Correct about the resonant frequency of rooms. The definitions of resonance and reverberation are both sound reflections, or echo. I believe we usually think of reverb as being a repeated echo of an acoustic event or identifiable sound, whereas we think of resonance is a strengthening of an existing tone.

The OP is describing a resonant frequency, which is dependent on the spacing and orientation of reflective surfaces of the space. What happens is that the reflected sound matches the waves of the sound coming from the trumpet, creating a standing wave.

You can determine the wavelength of any sound frequency by dividing the speed of sound in your medium (which is dependent on a LOT of variables, but for a room at about sea level and about 70 degrees is 1125 feet per second) by the frequency of the fundamental tone you generate (let's just assume an A=440 cycles per second, or Hertz {Hz}).

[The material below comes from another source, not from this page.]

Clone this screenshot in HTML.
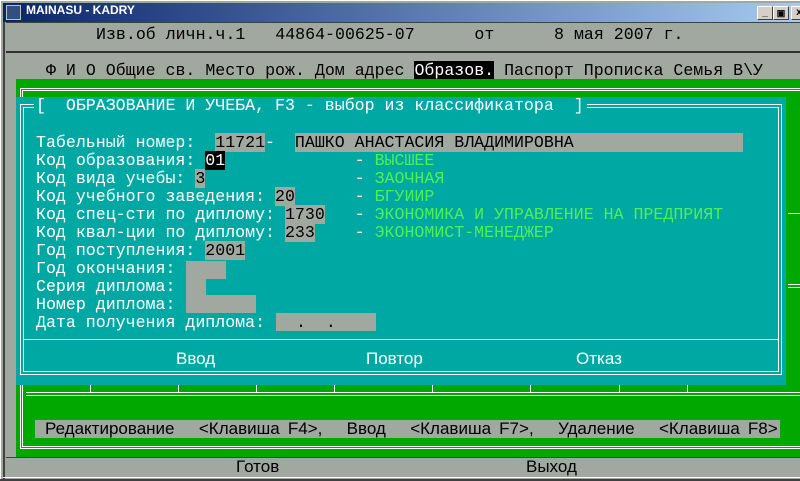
<!DOCTYPE html>
<html><head><meta charset="utf-8"><style>
*{margin:0;padding:0;box-sizing:border-box}
body{width:800px;height:481px;overflow:hidden;background:#a0a8a0;position:relative;font-family:"Liberation Mono","DejaVu Sans Mono",monospace;}
.a{position:absolute}
.t{position:absolute;font-size:16.6px;line-height:18px;white-space:pre;letter-spacing:0}
.w{color:#fff}.k{color:#000}.g{color:#50f050}
.in{background:#a0a8a0;color:#000}
.cond{font-family:"Liberation Sans Narrow","Liberation Sans",sans-serif;font-size:17px;line-height:18px;position:absolute;white-space:pre}
</style></head><body>
<div class="a" style="left:0;top:0;width:800px;height:481px;border:1px solid #fff;border-right:none;border-bottom:1px solid #404040"></div>
<div class="a" style="left:3px;top:3px;width:797px;height:19px;background:linear-gradient(90deg,#0a246a,#a6caf0)"></div>
<div class="a" style="left:6px;top:5px;width:15px;height:15px;background:#305080;border:1px solid #c0c0c0"></div>
<div class="a" style="left:26px;top:3px;height:19px;line-height:19px;color:#fff;font:bold 12px 'Liberation Sans',sans-serif">MAINASU - KADRY</div>
<div class="a" style="left:757px;top:6px;width:16px;height:14px;background:#d4d0c8;border:1px solid;border-color:#fff #404040 #404040 #fff;font:bold 10px 'Liberation Sans';text-align:center;line-height:12px">_</div>
<div class="a" style="left:773px;top:6px;width:16px;height:14px;background:#d4d0c8;border:1px solid;border-color:#fff #404040 #404040 #fff;font:bold 9px 'Liberation Sans';text-align:center;line-height:12px">&#x25A3;</div>
<div class="a" style="left:791px;top:6px;width:16px;height:14px;background:#d4d0c8;border:1px solid;border-color:#fff #404040 #404040 #fff;font:bold 10px 'Liberation Sans';text-align:center;line-height:12px">x</div>
<div class="a" style="left:3px;top:22px;width:2px;height:457px;background:#404040"></div>
<div class="a" style="left:6px;top:22px;width:794px;height:1px;background:#404040"></div>
<div class="a" style="left:6px;top:51px;width:794px;height:2px;background:#303030"></div>
<div class="t k" style="left:96px;top:26px">Изв.об личн.ч.1   44864-00625-07      от      8 мая 2007 г.</div>
<div class="t k" style="left:46px;top:62px">Ф И О Общие св. Место рож. Дом адрес <span style="background:#000;color:#fff">Образов.</span> Паспорт Прописка Семья В\У</div>
<div class="a" style="left:16px;top:79px;width:784px;height:378px;background:#00a800"></div>
<div class="a" style="left:20px;top:88px;width:780px;height:361px;border-top:1px solid #fff;border-left:1px solid #fff;border-bottom:1px solid #fff"></div>
<div class="a" style="left:22px;top:90px;width:778px;height:357px;border-top:1px solid #fff;border-left:1px solid #fff;border-bottom:1px solid #fff"></div>
<div class="a" style="left:26px;top:392px;width:774px;height:1px;background:#fff"></div>
<div class="a" style="left:26px;top:395px;width:774px;height:1px;background:#fff"></div>
<div class="a" style="left:90px;top:385px;width:1px;height:8px;background:#fff"></div>
<div class="a" style="left:178px;top:385px;width:1px;height:8px;background:#fff"></div>
<div class="a" style="left:256px;top:385px;width:1px;height:8px;background:#fff"></div>
<div class="a" style="left:334px;top:385px;width:1px;height:8px;background:#fff"></div>
<div class="a" style="left:432px;top:385px;width:1px;height:8px;background:#fff"></div>
<div class="a" style="left:530px;top:385px;width:1px;height:8px;background:#fff"></div>
<div class="a" style="left:619px;top:385px;width:1px;height:8px;background:#fff"></div>
<div class="a" style="left:687px;top:385px;width:1px;height:8px;background:#fff"></div>
<div class="a" style="left:788px;top:213px;width:12px;height:1px;background:#fff"></div>
<div class="a" style="left:788px;top:284px;width:12px;height:1px;background:#fff"></div>
<div class="a" style="left:788px;top:287px;width:12px;height:1px;background:#fff"></div>
<div class="a" style="left:35px;top:420px;width:745px;height:18px;background:#a0a8a0"></div>
<div class="cond" style="left:45px;top:420px;word-spacing:3.4px">Редактирование   &lt;Клавиша F4&gt;,   Ввод   &lt;Клавиша F7&gt;,   Удаление   &lt;Клавиша F8&gt;</div>
<div class="a" style="left:16px;top:97px;width:770px;height:288px;background:#00a8a4"></div>
<div class="a" style="left:20px;top:104px;width:762px;height:271px;border:1px solid #fff"></div>
<div class="a" style="left:23px;top:107px;width:756px;height:265px;border:1px solid #fff"></div>
<div class="a" style="left:23px;top:339px;width:756px;height:1px;background:#fff"></div>
<div class="a" style="left:34px;top:97px;width:553px;height:18px;background:#00a8a4"></div>
<div class="t w" style="left:36px;top:97px">[  ОБРАЗОВАНИЕ И УЧЕБА, F3 - выбор из классификатора  ]</div>
<div class="t w" style="left:36px;top:134px">Табельный номер:  <span class="in">11721</span>-  <span class="in">ПАШКО АНАСТАСИЯ ВЛАДИМИРОВНА                 </span></div>
<div class="t w" style="left:36px;top:152px">Код образования: <span style="background:#000;color:#fff">01</span>             - <span class="g">ВЫСШЕЕ</span></div>
<div class="t w" style="left:36px;top:170px">Код вида учебы: <span class="in">3</span>               - <span class="g">ЗАОЧНАЯ</span></div>
<div class="t w" style="left:36px;top:188px">Код учебного заведения: <span class="in">20</span>      - <span class="g">БГУИИР</span></div>
<div class="t w" style="left:36px;top:206px">Код спец-сти по диплому: <span class="in">1730</span>   - <span class="g">ЭКОНОМИКА И УПРАВЛЕНИЕ НА ПРЕДПРИЯТ</span></div>
<div class="t w" style="left:36px;top:224px">Код квал-ции по диплому: <span class="in">233</span>    - <span class="g">ЭКОНОМИСТ-МЕНЕДЖЕР</span></div>
<div class="t w" style="left:36px;top:242px">Год поступления: <span class="in">2001</span></div>
<div class="t w" style="left:36px;top:260px">Год окончания: </div>
<div class="a in" style="left:186px;top:261px;width:40px;height:18px"></div>
<div class="t w" style="left:36px;top:278px">Серия диплома: </div>
<div class="a in" style="left:186px;top:278px;width:20px;height:18px"></div>
<div class="t w" style="left:36px;top:296px">Номер диплома: </div>
<div class="a in" style="left:186px;top:295px;width:70px;height:18px"></div>
<div class="t w" style="left:36px;top:314px">Дата получения диплома: </div>
<div class="a in" style="left:276px;top:313px;width:100px;height:18px"></div>
<div class="t k" style="left:296px;top:314px">.  .</div>
<div class="cond" style="left:176px;top:350px;color:#fff">Ввод</div>
<div class="cond" style="left:366px;top:350px;color:#fff">Повтор</div>
<div class="cond" style="left:576px;top:350px;color:#fff">Отказ</div>
<div class="a" style="left:6px;top:457px;width:794px;height:1px;background:#404040"></div>
<div class="cond" style="left:236px;top:458px;color:#000">Готов</div>
<div class="cond" style="left:526px;top:458px;color:#000">Выход</div>
<div class="a" style="left:3px;top:477px;width:797px;height:1px;background:#fff"></div>
<div class="a" style="left:0;top:479px;width:800px;height:2px;background:#404040"></div>
</body></html>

So at A=440 Hz, the wavelength is 2.55 feet, approximately. If your room is about 10.20 (4x2.55) feet across between two sound reflective walls, that tone will become resonant as long as the tone is generated, and then fade after a few hundred or so reflections (at 440 Hz divided by 4 wavelenghts = 110 reflections a second).

If the reflective space is some fractionally different distance, say about 11 feet (2.25x4.31), then the reflective waves are out of phase with the sound being generated, which tends to cancel out the reflected waves, preventing a standing wave from forming.

So the upshot is, there is no "magic" pitch that will create this resonance in any venue, and the pitch that does create some resonance means you are "in tune" with the space, but not with current standard musical pitch, which is actually a rather arbitrary but reasonable standard.

During my years of engineering, I did one extended study of the use of powerful acoustic energy (about 140 dB) in confined spaces to clean dust filters. Using acoustic probes, I idendified areas of nodal acoustic waves and anti-nodal waves in these rooms (with a LOT of ear protection) that helped me understand the phenomenon.